Every child does some of these things sometimes. What sets ADHD apart is how often, how intensely, and in how many settings — at home and at school andwith friends — and whether it gets in the way of learning, friendships, or family life.
ADHD in Girls — Often Missed
Girls with ADHD are diagnosed less often and later than boys — not because they have it less, but because it often looks different. Instead of bouncing off walls, a girl with ADHD may be the quiet daydreamer in the back row: bright, chatty, “spacey,” disorganized, working twice as hard as her classmates to hold it together — and slowly concluding that something is wrong with her rather than with how her brain is being supported.
If your daughter's teachers say “she's so sweet, she just needs to apply herself,” and homework ends in tears, and she's exhausted from masking all day — trust your instinct and ask about an evaluation. You know your child.
Getting a Diagnosis
There is no single blood test or brain scan for ADHD. A diagnosis comes from a careful picture of your child's life: parent and teacher questionnaires, a clinical interview, and a history of how symptoms show up across settings. Here is the usual path:
- 1
Start with your pediatrician.
Describe what you see at home and what teachers report. Ask directly: "I would like my child evaluated for ADHD." Pediatricians can diagnose ADHD or refer you to a specialist.
- 2
Ask the school for an evaluation too — in writing.

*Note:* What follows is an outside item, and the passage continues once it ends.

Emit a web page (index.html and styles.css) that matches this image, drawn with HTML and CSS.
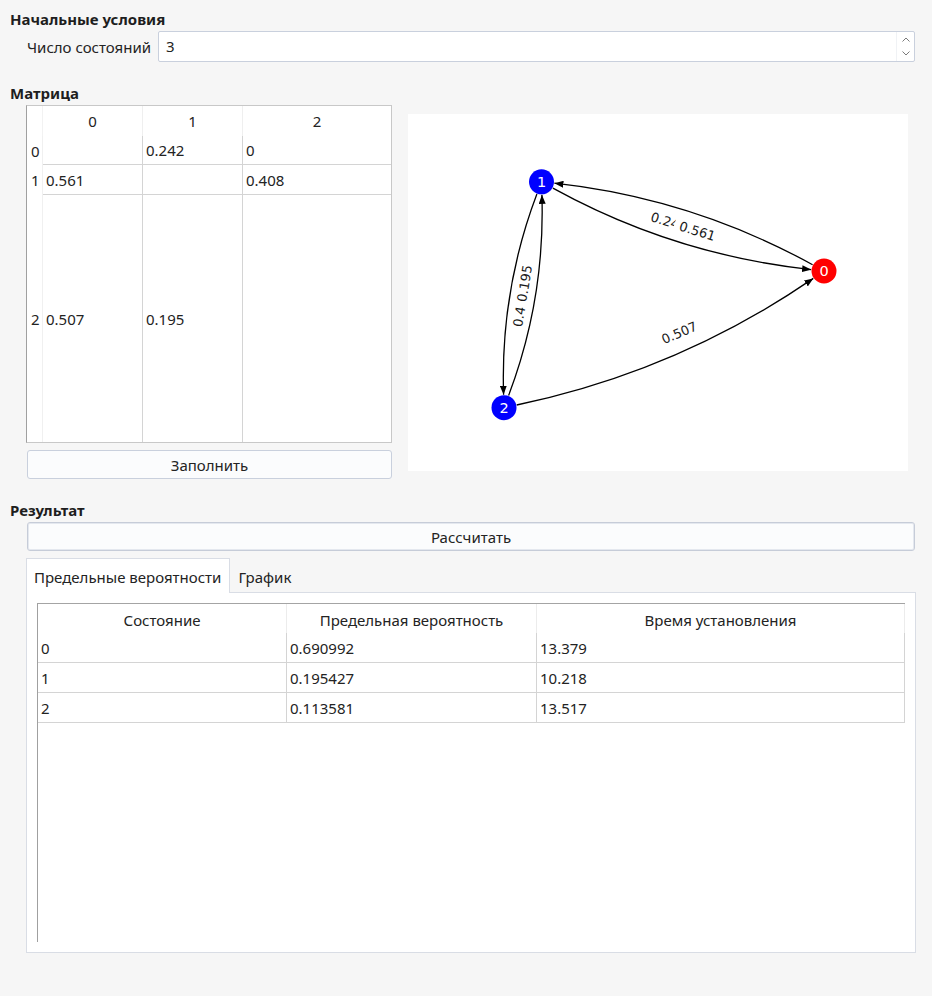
FILE: index.html
```html
<!DOCTYPE html>
<html lang="ru">
<head>
<meta charset="utf-8">
<title>Марковская цепь</title>
<link rel="stylesheet" href="styles.css">
</head>
<body>
<div class="app">
  <h2 class="group-title">Начальные условия</h2>
  <div class="field-row">
    <label class="field-label">Число состояний</label>
    <div class="spin">
      <span class="spin-value">3</span>
      <div class="spin-buttons">
        <span class="spin-arrow"><svg width="8" height="5" viewBox="0 0 8 5"><polyline points="0.5,4.5 4,1 7.5,4.5" fill="none" stroke="#7a7a7a" stroke-width="1"/></svg></span>
        <span class="spin-arrow"><svg width="8" height="5" viewBox="0 0 8 5"><polyline points="0.5,0.5 4,4 7.5,0.5" fill="none" stroke="#7a7a7a" stroke-width="1"/></svg></span>
      </div>
    </div>
  </div>

  <h2 class="group-title spaced">Матрица</h2>
  <div class="matrix-row">
    <div class="matrix-col">
      <div class="matrix-table">
        <div class="mh corner"></div>
        <div class="mh">0</div>
        <div class="mh">1</div>
        <div class="mh last">2</div>

        <div class="rh">0</div>
        <div class="mc"></div>
        <div class="mc">0.242</div>
        <div class="mc last">0</div>

        <div class="rh">1</div>
        <div class="mc">0.561</div>
        <div class="mc"></div>
        <div class="mc last">0.408</div>

        <div class="rh">2</div>
        <div class="mc bottom">0.507</div>
        <div class="mc bottom">0.195</div>
        <div class="mc bottom last"></div>
      </div>
      <button class="btn fill-btn">Заполнить</button>
    </div>
    <div class="graph">
      <svg width="500" height="357" viewBox="0 0 500 357">
        <defs>
          <marker id="ah" markerUnits="userSpaceOnUse" markerWidth="9" markerHeight="7" refX="9" refY="3.5" orient="auto">
            <path d="M0,0 L9,3.5 L0,7 z" fill="#000"/>
          </marker>
        </defs>
        <g transform="translate(-408 -113)">
          <g fill="none" stroke="#000" stroke-width="1.3" marker-end="url(#ah)">
            <path d="M552.9,187.1 Q673.8,253.7 811.1,268.6"/>
            <path d="M812.6,263.7 Q691.7,197.2 554.4,182.2"/>
            <path d="M536.9,193 Q500.2,290 503.6,393.7"/>
            <path d="M508.6,394.5 Q545.3,297.5 541.9,193.8"/>
            <path d="M516.7,404 Q677.7,370.4 813.3,277.4"/>
          </g>
          <circle cx="824" cy="270" r="12.5" fill="#ff0000"/>
          <circle cx="541.5" cy="180.8" r="12.5" fill="#0000ff"/>
          <circle cx="504" cy="406.7" r="12.5" fill="#0000ff"/>
          <g class="node-label">
            <text x="824" y="275.2">0</text>
            <text x="541.5" y="186">1</text>
            <text x="504" y="411.9">2</text>
          </g>
          <g class="edge-label">
            <g transform="translate(669 221) rotate(17.5)"><rect x="-24" y="-9" width="48" height="18" rx="3"/><text y="4.6">0.242</text></g>
            <g transform="translate(697.4 230.1) rotate(17.5)"><rect x="-24" y="-9" width="48" height="18" rx="3"/><text y="4.6">0.561</text></g>
            <g transform="translate(520.4 307.5) rotate(-80.6)"><rect x="-24" y="-9" width="48" height="18" rx="3"/><text y="4.6">0.408</text></g>
            <g transform="translate(524.6 282.5) rotate(-80.6)"><rect x="-24" y="-9" width="48" height="18" rx="3"/><text y="4.6">0.195</text></g>
            <g transform="translate(679.3 331.8) rotate(-23.1)"><rect x="-24" y="-9" width="48" height="18" rx="3"/><text y="4.6">0.507</text></g>
          </g>
        </g>
      </svg>
    </div>
  </div>

  <h2 class="group-title spaced-2">Результат</h2>
  <div class="result">
    <button class="btn calc-btn">Рассчитать</button>
    <div class="tabs">
      <div class="tab active">Предельные вероятности</div>
      <div class="tab">График</div>
    </div>
    <div class="pane">
      <div class="table-view">
        <div class="rt-grid">
          <div class="th">Состояние</div>
          <div class="th">Предельная вероятность</div>
          <div class="th">Время установления</div>

          <div class="td">0</div>
          <div class="td">0.690992</div>
          <div class="td">13.379</div>

          <div class="td">1</div>
          <div class="td">0.195427</div>
          <div class="td">10.218</div>

          <div class="td">2</div>
          <div class="td">0.113581</div>
          <div class="td">13.517</div>
        </div>
      </div>
    </div>
  </div>
</div>
</body>
</html>
```

FILE: styles.css
```css
* {
  box-sizing: border-box;
}

html,
body {
  margin: 0;
  padding: 0;
}

body {
  width: 932px;
  height: 996px;
  overflow: hidden;
  background: #f6f6f6;
  font-family: "Noto Sans", "Open Sans", sans-serif;
  font-size: 15px;
  color: #232323;
}

.app {
  padding: 9px 16px 0 10px;
}

.group-title {
  margin: 0;
  font-size: 15px;
  font-weight: 700;
  line-height: 20px;
  color: #1e1e1e;
}

.group-title.spaced {
  margin-top: 21px;
}

.group-title.spaced-2 {
  margin-top: 21px;
}

/* ---------- spin box row ---------- */
.field-row {
  display: flex;
  align-items: center;
  gap: 7px;
  margin: 2px 1px 0 17px;
}

.field-label {
  white-space: nowrap;
}

.spin {
  flex: 1;
  height: 31px;
  display: flex;
  background: #fff;
  border: 1px solid #c9d0dd;
  border-radius: 2px;
}

.spin-value {
  flex: 1;
  padding-left: 7px;
  line-height: 29px;
}

.spin-buttons {
  width: 18px;
  display: flex;
  flex-direction: column;
  justify-content: center;
  border-left: 1px solid #f0f2f5;
}

.spin-arrow {
  height: 15px;
  display: flex;
  align-items: center;
  justify-content: center;
}

/* ---------- matrix ---------- */
.matrix-row {
  display: flex;
  align-items: center;
  margin: 2px 0 0 16px;
}

.matrix-col {
  width: 366px;
  display: flex;
  flex-direction: column;
}

.matrix-table {
  display: grid;
  grid-template-columns: 16px 100px 100px 148px;
  grid-template-rows: 30px 29px 30px 247px;
  background: #fff;
  border: 1px solid #c8c8c8;
  border-left-color: #a0a0a0;
}

.mh {
  display: flex;
  align-items: center;
  justify-content: center;
  border-right: 1px solid #efefef;
}

.mh.corner {
  border-right-color: #f2f2f2;
}

.mh.last {
  border-right: none;
}

.rh {
  display: flex;
  align-items: center;
  padding-left: 4px;
  border-right: 1px solid #f0f0f0;
}

.mc {
  display: flex;
  align-items: center;
  padding-left: 3px;
  border-right: 1px solid #d4d4d4;
  border-bottom: 1px solid #d4d4d4;
}

.mc.last {
  border-right: none;
}

.mc.bottom {
  border-bottom: none;
}

.btn {
  font: inherit;
  color: inherit;
  background: #fbfcfd;
  border: 1px solid #c9d0dd;
  border-radius: 3px;
  padding: 0;
}

.fill-btn {
  height: 29px;
  margin: 7px 0 0 1px;
}

.graph {
  width: 500px;
  height: 357px;
  margin-left: 16px;
  background: #fff;
}

.graph svg {
  display: block;
}

.node-label text {
  font-family: "DejaVu Sans", sans-serif;
  font-size: 14.5px;
  fill: #fff;
  text-anchor: middle;
}

.edge-label rect {
  fill: #fff;
}

.edge-label text {
  font-family: "DejaVu Sans", sans-serif;
  font-size: 13px;
  fill: #1a1a1a;
  text-anchor: middle;
}

/* ---------- result ---------- */
.result {
  margin: 2px 0 0 16px;
}

.calc-btn {
  display: block;
  width: calc(100% - 2px);
  height: 29px;
  margin-left: 1px;
  border-color: #c6ccd8;
  box-shadow: inset 0 0 0 1px #e4e8ef;
}

.tabs {
  display: flex;
  align-items: flex-end;
  margin-top: 7px;
}

.tab {
  height: 34px;
  display: flex;
  align-items: center;
  padding: 3px 8px 0 8px;
}

.tab.active {
  position: relative;
  z-index: 1;
  height: 35px;
  margin-bottom: -1px;
  padding-left: 7px;
  padding-bottom: 1px;
  background: #fff;
  border: 1px solid #d9dde5;
  border-bottom: none;
}

.pane {
  height: 361px;
  padding: 10px;
  background: #fff;
  border: 1px solid #d9dde5;
}

.table-view {
  height: 100%;
  border-top: 1px solid #a4a4a4;
  border-left: 1px solid #a0a0a0;
}

.rt-grid {
  display: grid;
  grid-template-columns: 249px 250px 368px;
  grid-template-rows: 29px;
  grid-auto-rows: 30px;
}

.th {
  display: flex;
  align-items: center;
  justify-content: center;
  padding-top: 2px;
  border-right: 1px solid #ececec;
}

.td {
  display: flex;
  align-items: center;
  padding-left: 3px;
  border-right: 1px solid #d4d4d4;
  border-bottom: 1px solid #d4d4d4;
}
```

This is separate from the medical route and it is your legal right. A school evaluation can open the door to an IEP or 504 Plan even before (or without) a medical diagnosis. Our School & IEPs guide walks you through it.
- 3
Bring notes.
Two weeks of quick observations — what happened, when, how long — is worth more than an hour of trying to remember in the appointment.
- 4
You choose what happens next.
A diagnosis is information, not a prescription. Therapy, school supports, coaching, medication — these are options for your family to weigh, at your pace, with providers you trust.
ADHD & Culture
In many families and cultures — including the Latino communities our founder comes from — ADHD carries stigma or simply isn't talked about. A struggling child is called disobedient, distracted, or told they need more discipline. Grandparents may say “we didn't have this in my day.” Some parents fear that a diagnosis will label their child, or that asking the school for help will cause trouble for the family.

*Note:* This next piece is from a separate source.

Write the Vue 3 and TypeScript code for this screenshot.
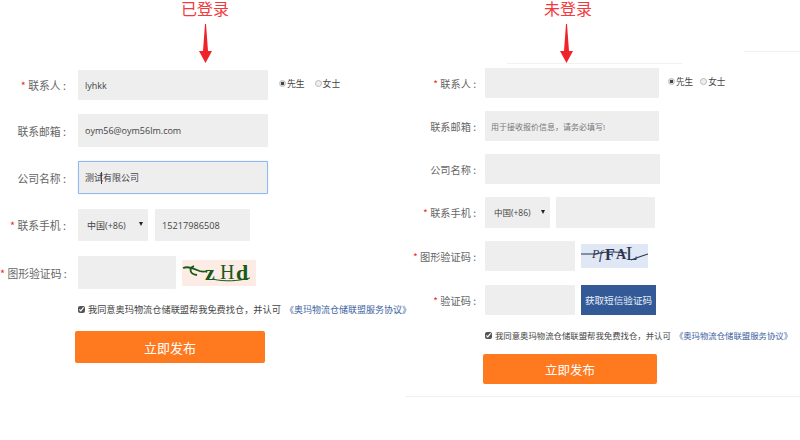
<script setup lang="ts">
const arrow = "6,0 7,0 9,27 13,27 6.5,39 0,27 4,27";
</script>

<template>
  <div class="page">
    <section class="form form-a">
      <header class="head">
        <h2 class="title">已登录</h2>
        <svg class="arrow" width="13" height="39" viewBox="0 0 13 39"><polygon :points="arrow" /></svg>
      </header>

      <div class="row h30 mb14">
        <label class="label"><i>*</i> 联系人 :</label>
        <input class="field w190" value="lyhkk" />
        <div class="gender">
          <span class="opt"><input type="radio" name="g1" checked />先生</span>
          <span class="opt"><input type="radio" name="g1" />女士</span>
        </div>
      </div>
      <div class="row h33 mb14">
        <label class="label">联系邮箱 :</label>
        <input class="field w190" value="oym56@oym56lm.com" />
      </div>
      <div class="row h33 mb15">
        <label class="label">公司名称 :</label>
        <div class="focus-wrap">
          <input class="field w190 focused" value="测试有限公司" />
          <span class="caret"></span>
        </div>
      </div>
      <div class="row h32 mb15">
        <label class="label"><i>*</i> 联系手机 :</label>
        <div class="select w70"><select class="field"><option>中国(+86)</option></select></div>
        <input class="field w95 ml7 num" value="15217986508" />
      </div>
      <div class="row h33 mb11">
        <label class="label"><i>*</i> 图形验证码 :</label>
        <input class="field w98" />
        <div class="captcha captcha-a">
          <svg width="74" height="26" viewBox="0 0 74 26">
            <path d="M1 8 C6 6 11 8 15 10 C19 12 22 12 25 11 M12 6 C7 8 7 14 15 15" fill="none" stroke="#175a17" stroke-width="1.8" />
            <text x="23" y="20" font-size="22" font-weight="700">z</text>
            <text x="38" y="19" font-size="20">H</text>
            <text x="54" y="20" font-size="22" font-weight="700">d</text>
            <path d="M30 19 C44 22 56 21 68 18" fill="none" stroke="#175a17" stroke-width="1" />
          </svg>
        </div>
      </div>
      <div class="agree">
        <input type="checkbox" checked />
        <span>我同意奥玛物流仓储联盟帮我免费找仓，并认可</span>
        <a class="link">《奥玛物流仓储联盟服务协议》</a>
      </div>
      <button class="submit">立即发布</button>
    </section>

    <section class="form form-b">
      <div class="head-row">
        <header class="head">
          <h2 class="title">未登录</h2>
          <svg class="arrow" width="13" height="39" viewBox="0 0 13 39"><polygon :points="arrow" /></svg>
        </header>
        <div class="rule rule-top"></div>
      </div>
      <div class="rule rule-head"></div>

      <div class="row h30 mb13">
        <label class="label"><i>*</i> 联系人 :</label>
        <input class="field w174" />
        <div class="gender">
          <span class="opt"><input type="radio" name="g2" checked />先生</span>
          <span class="opt"><input type="radio" name="g2" />女士</span>
        </div>
      </div>
      <div class="row h30 mb13">
        <label class="label">联系邮箱 :</label>
        <input class="field w174 ph" placeholder="用于接收报价信息，请务必填写!" />
      </div>
      <div class="row h30 mb13">
        <label class="label">公司名称 :</label>
        <input class="field w175" />
      </div>
      <div class="row h31 mb13">
        <label class="label"><i>*</i> 联系手机 :</label>
        <div class="select w65"><select class="field"><option>中国(+86)</option></select></div>
        <input class="field w99 ml6" />
      </div>
      <div class="row h30 mb14">
        <label class="label"><i>*</i> 图形验证码 :</label>
        <input class="field w90" />
        <div class="captcha captcha-b">
          <svg width="67" height="24" viewBox="0 0 67 24">
            <path d="M0 10 L14 10 C24 7 38 8 46 9 M50 16 L58 13 L67 10" fill="none" stroke="#2c3550" stroke-width="1.1" />
            <text x="11" y="14" font-size="12" font-style="italic">P</text>
            <text x="18" y="15" font-size="13" font-style="italic">f</text>
            <text x="24" y="16" font-size="16" font-weight="700">F</text>
            <text x="35" y="15" font-size="14" font-weight="700">A</text>
            <text x="45" y="16" font-size="19">L</text>
          </svg>
        </div>
      </div>
      <div class="row h30 mb11">
        <label class="label"><i>*</i> 验证码 :</label>
        <input class="field w90" />
        <button class="sms">获取短信验证码</button>
      </div>
      <div class="agree">
        <input type="checkbox" checked />
        <span>我同意奥玛物流仓储联盟帮我免费找仓，并认可</span>
        <a class="link">《奥玛物流仓储联盟服务协议》</a>
      </div>
      <button class="submit">立即发布</button>
      <div class="rule rule-foot"></div>
    </section>
  </div>
</template>

<style>
html, body { margin: 0; background: #fff; }
</style>

<style scoped>
.page {
  display: flex;
  width: 800px;
  height: 440px;
  overflow: hidden;
  background: #fff;
  font-family: "Noto Sans CJK SC", "Noto Sans", sans-serif;
  color: #666;
}
.form { display: flex; flex-direction: column; flex: none; }
.form-a { width: 405px; --label: 66px; --gap: 12px; --fs: 10.8px; }
.form-b { width: 395px; --label: 71px; --gap: 9px; --fs: 10.2px; }

.head { display: flex; flex-direction: column; align-items: center; height: 63px; }
.form-a .head { margin-left: 5px; width: 400px; height: 70px; }
.form-b .head { width: 326px; }
.head-row { display: flex; align-items: flex-start; height: 63px; }
.title {
  margin: 0;
  height: 24px;
  font-family: "Liberation Sans", "Noto Sans CJK SC", sans-serif;
  font-size: 16px;
  font-weight: 400;
  line-height: 20px;
  color: #f5383c;
}
.arrow { display: block; }
.form-b .arrow { margin-right: 4px; }
.arrow polygon { fill: #f0232a; }

.rule { height: 1px; background: #f1f1f1; flex: none; }
.rule-top { width: 56px; margin: 51px 0 0 13px; }
.rule-head { width: 175px; margin: 0 0 4px 102px; }
.rule-foot { width: 395px; margin-top: 12px; }

.row { display: flex; align-items: center; flex: none; }
.h30 { height: 30px; } .h31 { height: 31px; } .h32 { height: 32px; } .h33 { height: 33px; }
.mb11 { margin-bottom: 11px; } .mb13 { margin-bottom: 13px; }
.mb14 { margin-bottom: 14px; } .mb15 { margin-bottom: 15px; }

.label {
  flex: none;
  box-sizing: border-box;
  width: var(--label);
  margin-right: var(--gap);
  text-align: right;
  white-space: nowrap;
  font-size: var(--fs);
}
.label i { color: #e8302f; font-style: normal; }

.field {
  box-sizing: border-box;
  height: 100%;
  padding: 0 7px;
  border: 0;
  border-radius: 1px;
  outline: 0;
  background: #eee;
  font-family: "Open Sans", "Noto Sans CJK SC", sans-serif;
  font-size: 9px;
  color: #444;
  flex: none;
}
.w190 { width: 190px; } .w174 { width: 174px; } .w175 { width: 175px; }
.w95 { width: 95px; } .w99 { width: 99px; } .w98 { width: 98px; } .w90 { width: 90px; }
.ml7 { margin-left: 7px; } .ml6 { margin-left: 6px; }
.num { font-size: 9.2px; }
.ph::placeholder { color: #777; opacity: 1; font-size: 8px; }
.ph { padding-left: 6px; }

.focus-wrap { position: relative; height: 100%; }
.focused { border: 1px solid #8fb9f0; padding-left: 6px; box-shadow: 0 0 1px #8fb9f0; }
.caret { position: absolute; left: 23px; top: 11px; width: 1px; height: 12px; background: #444; }

.select { position: relative; height: 100%; flex: none; }
.w70 { width: 70px; } .w65 { width: 65px; }
.select select { width: 100%; appearance: none; padding-left: 9px; font-size: 9px; }
.form-b .select select { font-size: 8.5px; }
.select::after {
  content: "";
  position: absolute;
  right: 5px;
  top: calc(50% - 3px);
  border: 2.5px solid transparent;
  border-top: 4px solid #222;
  border-bottom: 0;
}

.gender { display: flex; margin-left: 11px; margin-top: -4px; gap: 10px; font-size: 8.8px; color: #444; }
.form-b .gender { margin-left: 9px; gap: 7px; font-size: 8.6px; }
.opt { display: flex; align-items: center; gap: 1px; white-space: nowrap; }
.opt input {
  appearance: none;
  box-sizing: border-box;
  width: 7px;
  height: 7px;
  margin: 0;
  border: 1px solid #bbb;
  border-radius: 50%;
  background: #eee;
}
.opt input:checked { background: radial-gradient(circle, #444 0 1.6px, #ddd 2px); }

.captcha { flex: none; margin-left: 6px; }
.captcha svg { display: block; font-family: "Liberation Serif", serif; }
.captcha-a { background: #fdebe6; }
.captcha-a svg text { fill: #175a17; }
.captcha-b { background: #e0e7f5; }
.captcha-b svg text { fill: #2c3550; }

.sms {
  width: 75px;
  height: 100%;
  margin-left: 6px;
  padding: 0;
  border: 0;
  background: #335a96;
  color: #e8eef8;
  font: 9.6px "Noto Sans CJK SC", sans-serif;
  white-space: nowrap;
}

.agree { display: flex; align-items: center; white-space: nowrap; color: #444; flex: none; }
.agree input { box-sizing: border-box; width: 7px; height: 7px; margin: 0 3px 0 0; accent-color: #555; flex: none; }
.link { color: #3b609e; }
.form-a .agree { margin-left: 78px; height: 18px; font-size: 9.2px; }
.form-a .link { margin-left: 4px; font-size: 9px; }
.form-b .agree { margin-left: 80px; height: 18px; font-size: 8.4px; }
.form-b .link { margin-left: 4px; font-size: 8.4px; }

.submit {
  flex: none;
  height: 32px;
  padding: 0;
  border: 0;
  border-radius: 2px;
  background: #ff7a1f;
  color: #fff;
  font-family: "Noto Sans CJK SC", sans-serif;
}
.form-a .submit { width: 190px; margin: 13px 0 0 75px; font-size: 13px; }
.form-b .submit { width: 174px; margin: 10px 0 0 78px; height: 30px; font-size: 12.5px; }
</style>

We want to say this plainly: seeking support for your child is not weakness, disloyalty, or an insult to your family. ADHD exists in every culture whether or not it is named. Naming it is what unlocks help. And research shows children from underrepresented communities are lesslikely to be offered services — which means your advocacy matters even more. You are not betraying your culture by getting your child support. You are doing what parents in every culture have always done: fighting for your child.
Myths vs. Facts
ADHD is just bad behavior or lazy parenting.

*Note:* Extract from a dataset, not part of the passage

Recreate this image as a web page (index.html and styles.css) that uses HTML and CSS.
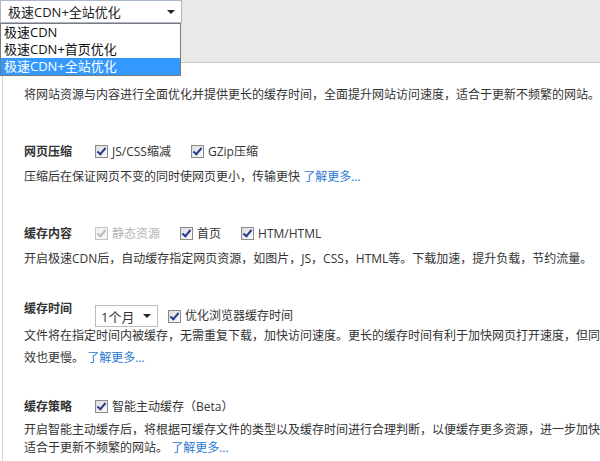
FILE: index.html
```html
<!DOCTYPE html>
<html lang="zh-CN">
<head>
    <meta charset="UTF-8">
    <title>极速CDN设置</title>
    <link rel="stylesheet" href="styles.css">
</head>
<body>
    <div class="topbar">
        <div class="select main-select">
            <span>极速CDN+全站优化</span>
            <span class="arrow"></span>
        </div>
        <ul class="dropdown">
            <li>极速CDN</li>
            <li>极速CDN+首页优化</li>
            <li class="active">极速CDN+全站优化</li>
        </ul>
    </div>

    <div class="content">
        <p class="intro">将网站资源与内容进行全面优化并提供更长的缓存时间，全面提升网站访问速度，适合于更新不频繁的网站。</p>

        <div class="section s-gzip">
            <div class="row">
                <span class="label">网页压缩</span>
                <span class="cb"></span><span class="opt">JS/CSS缩减</span>
                <span class="cb"></span><span class="opt">GZip压缩</span>
            </div>
            <p class="desc">压缩后在保证网页不变的同时使网页更小，传输更快 <a href="#">了解更多...</a></p>
        </div>

        <div class="section s-content">
            <div class="row">
                <span class="label">缓存内容</span>
                <span class="cb disabled"></span><span class="opt disabled">静态资源</span>
                <span class="cb"></span><span class="opt">首页</span>
                <span class="cb"></span><span class="opt">HTM/HTML</span>
            </div>
            <p class="desc">开启极速CDN后，自动缓存指定网页资源，如图片，JS，CSS，HTML等。下载加速，提升负载，节约流量。</p>
        </div>

        <div class="section s-time">
            <div class="row row-top">
                <span class="label">缓存时间</span>
                <div class="select small-select">
                    <span>1个月</span>
                    <span class="arrow"></span>
                </div>
                <span class="cb"></span><span class="opt">优化浏览器缓存时间</span>
            </div>
            <p class="desc tall">文件将在指定时间内被缓存，无需重复下载，加快访问速度。更长的缓存时间有利于加快网页打开速度，但同时更新生<br>效也更慢。 <a href="#">了解更多...</a></p>
        </div>

        <div class="section s-policy">
            <div class="row">
                <span class="label">缓存策略</span>
                <span class="cb"></span><span class="opt">智能主动缓存（Beta）</span>
            </div>
            <p class="desc short">开启智能主动缓存后，将根据可缓存文件的类型以及缓存时间进行合理判断，以便缓存更多资源，进一步加快网站访问速度，<br>适合于更新不频繁的网站。 <a href="#">了解更多...</a></p>
        </div>
    </div>
</body>
</html>
```

FILE: styles.css
```css
body {
    margin: 0;
    width: 600px;
    height: 461px;
    overflow: hidden;
    background: #fff;
    font-family: "Open Sans", "Noto Sans CJK SC", sans-serif;
    font-size: 12px;
    color: #333;
}

p {
    margin: 0;
    white-space: nowrap;
}

a {
    color: #2a78d2;
    text-decoration: none;
}

/* Top bar with dropdown */
.topbar {
    position: relative;
    height: 62px;
    background: #e9e9e9;
    border-bottom: 1px solid #c9c9c9;
}

.select {
    display: flex;
    align-items: center;
    justify-content: space-between;
    box-sizing: border-box;
    background: #fff;
    border: 1px solid #a9b7c9;
}

.main-select {
    width: 182px;
    height: 23px;
    padding: 0 6px 0 7px;
    font-size: 13px;
    color: #222;
}

.arrow {
    width: 0;
    height: 0;
    border-left: 4px solid transparent;
    border-right: 4px solid transparent;
    border-top: 4px solid #222;
}

.dropdown {
    position: absolute;
    top: 23px;
    left: 0;
    width: 181px;
    margin: 0;
    padding: 0;
    list-style: none;
    background: #fff;
    border: 1px solid #7a7a7a;
    box-sizing: border-box;
    font-size: 13px;
    color: #111;
}

.dropdown li {
    height: 17px;
    line-height: 17px;
    padding-left: 3px;
    overflow: hidden;
}

.dropdown li.active {
    background: #3399ff;
    color: #fff;
}

/* Content */
.content {
    margin-left: 2px;
    padding-left: 21px;
    border-left: 1px solid #d6d6d6;
    height: 400px;
}

.intro {
    line-height: 20px;
    padding-top: 22px;
}

.section {
    margin-top: 36px;
}

.s-time {
    margin-top: 30px;
}

.s-policy {
    margin-top: 27px;
}

.row {
    display: flex;
    align-items: center;
    height: 20px;
}

.row-top {
    align-items: flex-start;
    height: 26px;
}

.row-top .label {
    line-height: 20px;
}

.label {
    width: 71px;
    font-weight: bold;
    color: #333;
}

.opt {
    margin: 0 20px 0 4px;
    color: #333;
}

.opt.disabled {
    color: #b4b4b4;
}

.cb {
    width: 11px;
    height: 11px;
    border: 1px solid #8b8b8b;
    background: linear-gradient(135deg, #dcdcdc, #fbfbfb);
    position: relative;
}

.cb::after {
    content: '';
    position: absolute;
    left: 3px;
    top: 0;
    width: 3px;
    height: 7px;
    border-right: 2px solid #2a3a8c;
    border-bottom: 2px solid #2a3a8c;
    transform: rotate(40deg);
}

.cb.disabled {
    border-color: #c6c6c6;
    background: #f4f4f4;
}

.cb.disabled::after {
    border-color: #bcbcbc;
}

.small-select {
    width: 63px;
    height: 22px;
    margin: 6px 10px 0 0;
    padding: 0 6px 0 5px;
    border-color: #bcbcbc;
    font-size: 13px;
}

.row-top .cb {
    margin-top: 11px;
}

.row-top .opt {
    margin-top: 7px;
    line-height: 20px;
}

.desc {
    margin-top: 6px;
    line-height: 20px;
}

.desc.tall {
    margin-top: 0;
    line-height: 22px;
}

.desc.short {
    margin-top: 5px;
    line-height: 18px;
}
```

ADHD is a well-documented neurodevelopmental difference in how the brain manages attention, impulses, and planning. It is not caused by parenting — and it does not respond to punishment.
Kids with ADHD just need more discipline.
Stricter discipline does not change how a brain regulates attention. What works is understanding, structure, the right school supports, and — where families choose it — professional care.
ADHD means a child is not smart.
ADHD has nothing to do with intelligence. Many children with ADHD are deeply creative, curious, and capable — they need support with focus and organization, not lowered expectations.
Children grow out of ADHD.
Symptoms often change with age, and many people learn strategies that work for them — but ADHD frequently continues into adulthood. Early support gives children skills that last a lifetime.
If my child can focus on video games, it can’t be ADHD.
ADHD is not the absence of attention — it is difficulty regulating it. Intense focus on highly stimulating activities alongside difficulty with routine tasks is a classic ADHD pattern.